Dennoch scheuten viele mögliche Investoren vor dem Aufwand eines Carve-outs zurück. Denn der notwendige Aufbau einer funktionierenden, umfassenden und zukunftsträchtigen IT-Landschaft kann nicht nur sehr schnell teurer werden als gedacht, sondern sich auch lange hinziehen. Dies kann vor dem Hintergrund verkäuferseitig gesetzter Deadlines für die Loslösung vom früheren Eigentümer zum Risiko werden. Das Ziel von TÜV Süd war es, die vollständige Entkoppelung von APZ innerhalb eines Jahres umzusetzen. Hinzu kam das Risiko, durch die Trennung von der TÜV-Gruppe Kunden zu verlieren.

Herausforderung: Aufbau eigener IT-Strukturen

VR Equitypartner kennt die vielfältigen Herausforderungen und Stolpersteine eines Carve-outs aus früheren Projekten und konnte daher das Risiko gut einschätzen. Der Finanzinvestor, der zum genossenschaftlichen Verbund der DZ Bank gehört, holte sich im speziellen Fall Unterstützung bei einem IT-Spezialisten, der nicht nur die technologische Seite von Anfang an berücksichtigte, sondern auch die besonderen Anforderungen eines Finanzinvestors kannte.

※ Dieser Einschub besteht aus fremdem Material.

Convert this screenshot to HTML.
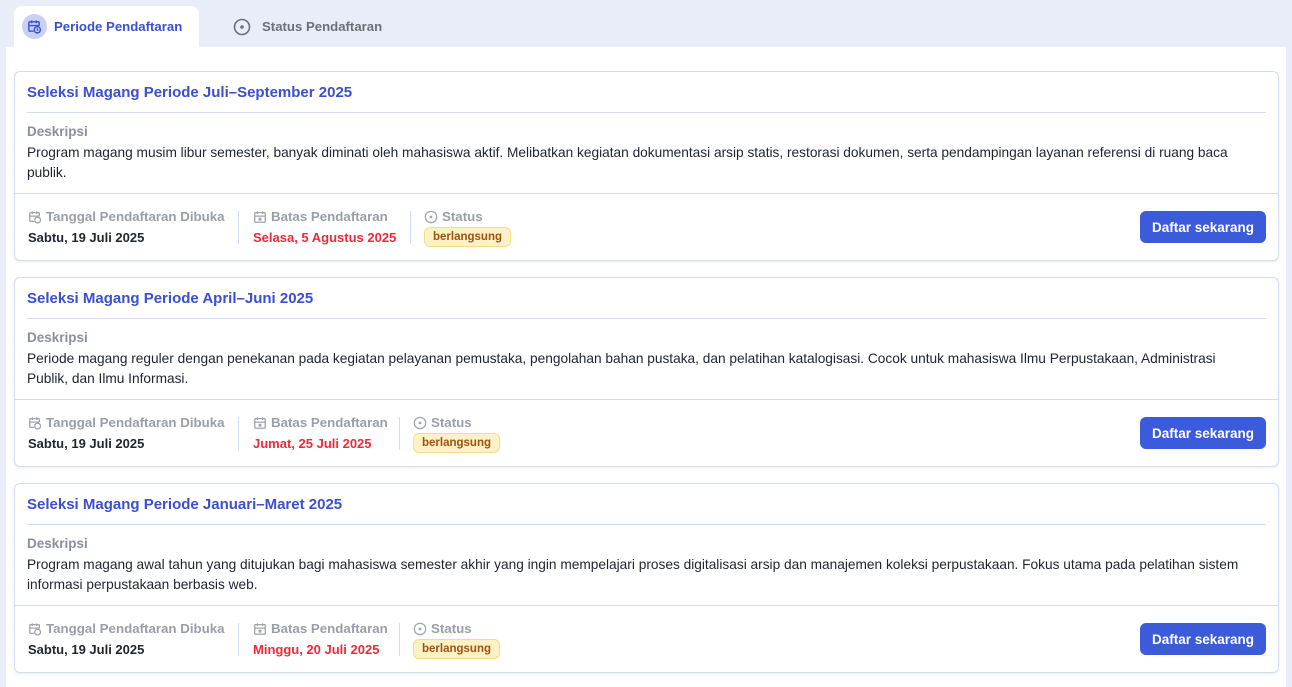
<!DOCTYPE html><html><head><style>
*{box-sizing:border-box;margin:0;padding:0}
body{width:1292px;height:681px;overflow:hidden;background:#e9edf9;font-family:"Liberation Sans",sans-serif;font-size:14px;color:#1f2430;position:relative}
.tab{position:absolute;top:6px;height:41px;display:flex;align-items:center;font-size:13.2px;font-weight:bold}
.t1{left:14px;width:185px;background:#fff;border-radius:8px 8px 0 0;color:#3b4fd0;padding-left:8px}
.t2{left:233px;color:#6b6f7a}
.ic{width:25px;height:25px;border-radius:50%;background:#c8d0f3;display:flex;align-items:center;justify-content:center;margin-right:7px}
.main{position:absolute;left:6px;top:47px;width:1280px;height:640px;background:#fff}
.card{position:absolute;left:14px;width:1265px;height:190px;border:1px solid #d6dcf0;border-radius:6px;background:#fff;box-shadow:0 1px 3px rgba(0,0,0,.08)}
.title{position:absolute;left:12px;top:12px;font-size:15px;font-weight:bold;color:#3b4fd0}
.hr{position:absolute;left:12px;right:12px;top:40px;border-top:1px solid #d6dcf0}
.dl{position:absolute;left:12px;top:52px;color:#8a8f9c;font-weight:bold;font-size:13.5px}
.desc{position:absolute;left:12px;right:24px;top:71px;line-height:20px;font-size:13.7px}
.foot{position:absolute;left:0;right:0;top:121px;border-top:1px solid #d6dcf0}
.col{position:absolute;top:14px}
.lab{color:#9a9ea9;font-weight:bold;font-size:13.3px;display:flex;align-items:center;gap:4px;height:17px}
.val{font-weight:bold;font-size:13px;margin-top:5px}
.red{color:#ee2a3a}
.sep{position:absolute;top:17px;height:33px;border-left:1px solid #d6dcf0}
.badge{display:inline-block;margin-top:2px;background:#fdf1c6;border:1px solid #f6dc8a;color:#a0520f;border-radius:6px;font-size:11.5px;font-weight:bold;padding:3px 8px}
.btn{position:absolute;right:12px;top:17px;width:126px;height:32px;background:#3b5bdb;color:#fff;border-radius:6px;font-weight:bold;font-size:13.5px;display:flex;align-items:center;justify-content:center}
</style></head><body>
<div class="tab t1"><span class="ic"><svg width="15" height="15" viewBox="0 0 16 16" fill="none" stroke="#3b4fd0" stroke-width="1.5"><path d="M7 13H3a1 1 0 0 1-1-1V4a1 1 0 0 1 1-1h9a1 1 0 0 1 1 1v3M2 7h11M5 1.5v3M10 1.5v3"/><circle cx="11" cy="11.5" r="3.3"/><path d="M11 10v1.6l1 .7"/></svg></span>Periode Pendaftaran</div>
<div class="tab t2"><svg width="18" height="18" viewBox="0 0 18 18" style="margin-right:11px"><circle cx="9" cy="9" r="7.5" fill="none" stroke="#6b6f7a" stroke-width="1.6"/><circle cx="9" cy="9" r="1.8" fill="#6b6f7a"/></svg>Status Pendaftaran</div>
<div class="main"></div>

<div class="card" style="top:71px">
<div class="title">Seleksi Magang Periode Juli–September 2025</div><div class="hr"></div>
<div class="dl">Deskripsi</div>
<div class="desc">Program magang musim libur semester, banyak diminati oleh mahasiswa aktif. Melibatkan kegiatan dokumentasi arsip statis, restorasi dokumen, serta pendampingan layanan referensi di ruang baca publik.</div>
<div class="foot">
<div class="col" style="left:13px"><div class="lab"><svg width="14" height="14" viewBox="0 0 16 16" fill="none" stroke="#a0a4ae" stroke-width="1.5"><path d="M7 13H3a1 1 0 0 1-1-1V4a1 1 0 0 1 1-1h9a1 1 0 0 1 1 1v3M2 7h11M5 1.5v3M10 1.5v3"/><circle cx="11" cy="11.5" r="3.3"/></svg>Tanggal Pendaftaran Dibuka</div><div class="val">Sabtu, 19 Juli 2025</div></div>
<div class="sep" style="left:223px"></div>
<div class="col" style="left:238px"><div class="lab"><svg width="14" height="14" viewBox="0 0 16 16" fill="none" stroke="#a0a4ae" stroke-width="1.5"><rect x="2" y="3" width="12" height="11" rx="1"/><path d="M2 7h12M5 1.5v3M11 1.5v3M6.5 9l3 3M9.5 9l-3 3"/></svg>Batas Pendaftaran</div><div class="val red">Selasa, 5 Agustus 2025</div></div>
<div class="sep" style="left:395px"></div>
<div class="col" style="left:409px"><div class="lab"><svg width="14" height="14" viewBox="0 0 18 18"><circle cx="9" cy="9" r="7.3" fill="none" stroke="#a0a4ae" stroke-width="1.6"/><circle cx="9" cy="9" r="1.8" fill="#a0a4ae"/></svg>Status</div><div class="badge">berlangsung</div></div>
<div class="btn">Daftar sekarang</div>
</div></div>

<div class="card" style="top:277px">
<div class="title">Seleksi Magang Periode April–Juni 2025</div><div class="hr"></div>
<div class="dl">Deskripsi</div>
<div class="desc">Periode magang reguler dengan penekanan pada kegiatan pelayanan pemustaka, pengolahan bahan pustaka, dan pelatihan katalogisasi. Cocok untuk mahasiswa Ilmu Perpustakaan, Administrasi Publik, dan Ilmu Informasi.</div>
<div class="foot">
<div class="col" style="left:13px"><div class="lab"><svg width="14" height="14" viewBox="0 0 16 16" fill="none" stroke="#a0a4ae" stroke-width="1.5"><path d="M7 13H3a1 1 0 0 1-1-1V4a1 1 0 0 1 1-1h9a1 1 0 0 1 1 1v3M2 7h11M5 1.5v3M10 1.5v3"/><circle cx="11" cy="11.5" r="3.3"/></svg>Tanggal Pendaftaran Dibuka</div><div class="val">Sabtu, 19 Juli 2025</div></div>
<div class="sep" style="left:223px"></div>
<div class="col" style="left:238px"><div class="lab"><svg width="14" height="14" viewBox="0 0 16 16" fill="none" stroke="#a0a4ae" stroke-width="1.5"><rect x="2" y="3" width="12" height="11" rx="1"/><path d="M2 7h12M5 1.5v3M11 1.5v3M6.5 9l3 3M9.5 9l-3 3"/></svg>Batas Pendaftaran</div><div class="val red">Jumat, 25 Juli 2025</div></div>
<div class="sep" style="left:384px"></div>
<div class="col" style="left:398px"><div class="lab"><svg width="14" height="14" viewBox="0 0 18 18"><circle cx="9" cy="9" r="7.3" fill="none" stroke="#a0a4ae" stroke-width="1.6"/><circle cx="9" cy="9" r="1.8" fill="#a0a4ae"/></svg>Status</div><div class="badge">berlangsung</div></div>
<div class="btn">Daftar sekarang</div>
</div></div>

<div class="card" style="top:483px">
<div class="title">Seleksi Magang Periode Januari–Maret 2025</div><div class="hr"></div>
<div class="dl">Deskripsi</div>
<div class="desc">Program magang awal tahun yang ditujukan bagi mahasiswa semester akhir yang ingin mempelajari proses digitalisasi arsip dan manajemen koleksi perpustakaan. Fokus utama pada pelatihan sistem informasi perpustakaan berbasis web.</div>
<div class="foot">
<div class="col" style="left:13px"><div class="lab"><svg width="14" height="14" viewBox="0 0 16 16" fill="none" stroke="#a0a4ae" stroke-width="1.5"><path d="M7 13H3a1 1 0 0 1-1-1V4a1 1 0 0 1 1-1h9a1 1 0 0 1 1 1v3M2 7h11M5 1.5v3M10 1.5v3"/><circle cx="11" cy="11.5" r="3.3"/></svg>Tanggal Pendaftaran Dibuka</div><div class="val">Sabtu, 19 Juli 2025</div></div>
<div class="sep" style="left:223px"></div>
<div class="col" style="left:238px"><div class="lab"><svg width="14" height="14" viewBox="0 0 16 16" fill="none" stroke="#a0a4ae" stroke-width="1.5"><rect x="2" y="3" width="12" height="11" rx="1"/><path d="M2 7h12M5 1.5v3M11 1.5v3M6.5 9l3 3M9.5 9l-3 3"/></svg>Batas Pendaftaran</div><div class="val red">Minggu, 20 Juli 2025</div></div>
<div class="sep" style="left:384px"></div>
<div class="col" style="left:398px"><div class="lab"><svg width="14" height="14" viewBox="0 0 18 18"><circle cx="9" cy="9" r="7.3" fill="none" stroke="#a0a4ae" stroke-width="1.6"/><circle cx="9" cy="9" r="1.8" fill="#a0a4ae"/></svg>Status</div><div class="badge">berlangsung</div></div>
<div class="btn">Daftar sekarang</div>
</div></div>
</body></html>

Gemeinsam mit dem APZ-Management rund um den Gründer Peter Klingenmeier gelang es nach der Übernahme durch VR Equitypartner im Spätsommer 2018, die gesamten IT- und Reporting-Systeme bis Mitte 2019 – also in weniger als einem Jahr – auf eigene Beine zu stellen. Dabei wurde bewusst eine leistungsfähigere Software – z.B. im Bereich ERP – priorisiert, um der fortschreitenden Digitalisierung in der Branche und den Erwartungen zukünftiger Investoren Rechnung zu tragen.

Konstanz bei Kunden und Mitarbeitern

Die Befürchtung im Vorfeld der Übernahme, dass einzelne Kunden und Mitarbeiter durch den Wegfall des Bezugs zu TÜV Süd abspringen könnten, stellte sich als unbegründet heraus. Im Gegenteil: Weil TÜV Süd Reparaturen, die er und seine Tochtergesellschaft selbst durchgeführt haben, nicht zertifizieren darf, war das Leistungsangebot von APZ in dieser Zeit limitiert. Als eigenständiger Dienstleister sind nun auch Ausbesserungen und Arbeiten wie Steinschlagreparaturen problemlos möglich. APZ kann nun unabhängig agieren und seinen Kunden ganzheitliche Lösungen anbieten. Dadurch konnte APZ sogar während der heißen Carve-out-Phase wachsen. Dies wiederum stärkte das Vertrauen der Mitarbeiter in die Zukunft von APZ als eigenständiges Unternehmen.